The video comes courtesy of 3D art designer Aryok Pinera, who is apparently working on video games according to his Patreon description.
In the YouTube video Pinera describes how he went about making the demo and putting together the five minute clip that showcases Nintendo's prized mascot running around in highly realistic environments with physically-based lighting, dynamic reflections and real-time shadows, stating...
Some of you might recognize some of the stages from previous demos of the Unreal Engine 4. For instance, we see Mario collecting coins – coins that were textured and modeled by Leonardo Soares for use in the Unreal Engine – from the great hall of the Demon Knight. Some of you might be familiar with the Demon Knight UE4 demo that showcased things like Global Illumination and the new volumetric particle effects in Epic's advanced game engine. Many of these features are only exclusive to PC gaming since the Xbox One and PS4 aren't quite up to par to handle those kind of features, but but Epic was thinking ahead.
We also get to see the brief subway scene that was used for a variety of other tech demos, including one that showed off the new advanced lighting techniques by Geomerics for their Enlighten middleware technology.
The space segment is also pretty short and sweet but we get to see Mario up close and how the model reacts to some of the more realistic lighting techniques employed by the Unreal Engine.
Most impressive about all of this is that after getting the ripped model from one of Nintendo's latest Mario titles, Pinera managed to hand-animate Mario and give him proper, gravity-oriented, physics-based actions using the Unreal Engine 4's Blueprints.
The Blueprints allow non-programmers the ability to design complex actions and mechanics without requiring a deep knowledge of coding. You can use context-oriented GUI tools to assign actions, gravity, reactions and boundaries to objects, entities and characters within the Unreal Engine 4 without having to dive heavy into the manual C++ scripts.

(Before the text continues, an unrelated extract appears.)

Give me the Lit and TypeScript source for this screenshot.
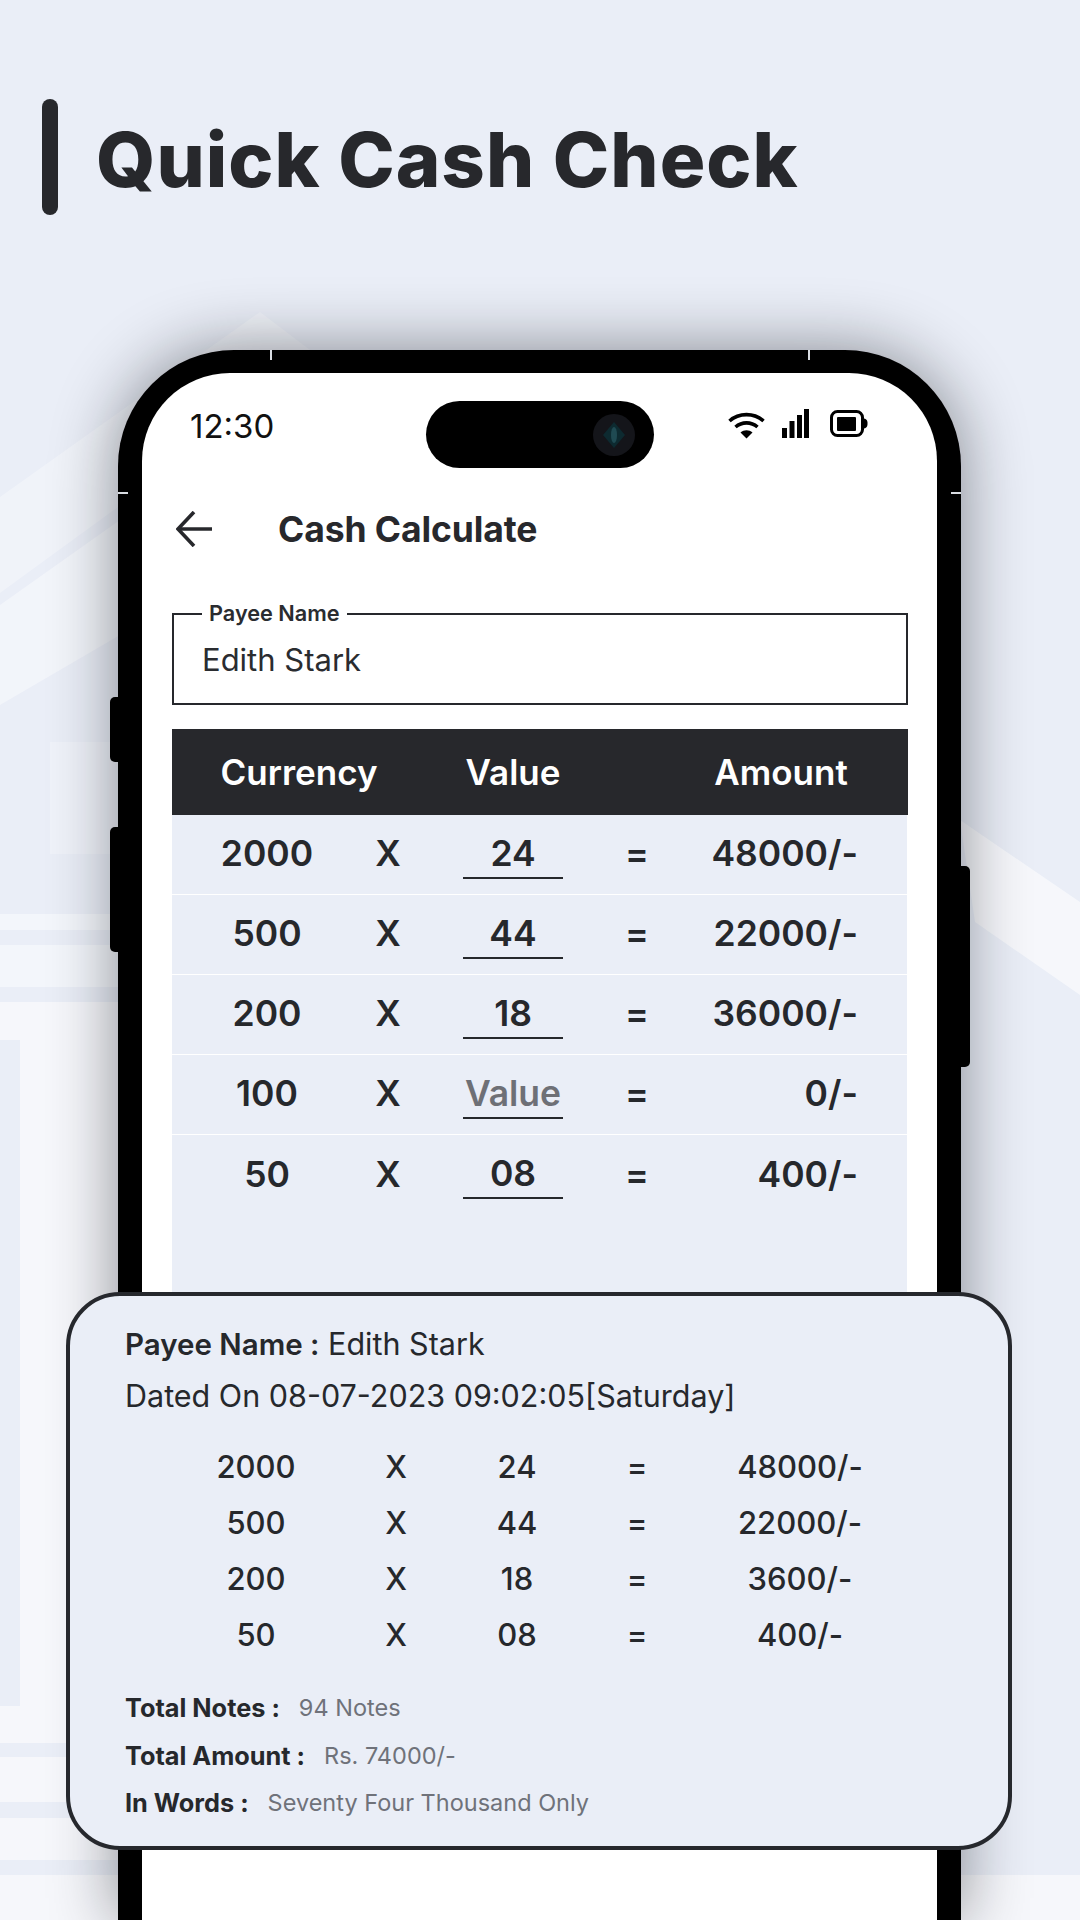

A lot of people are very impressed with what Pinera was able to accomplish with Mario in the Unreal Engine 4, and the real highlight is that the character is fully playable and capable of interacting with various scenes. The only thing Pinera would need is a decent set of maps and he could make a go at having a fully playable Mario-style platformer. And I think it's safe to say that we could definitely use more Mario 64-style platformers.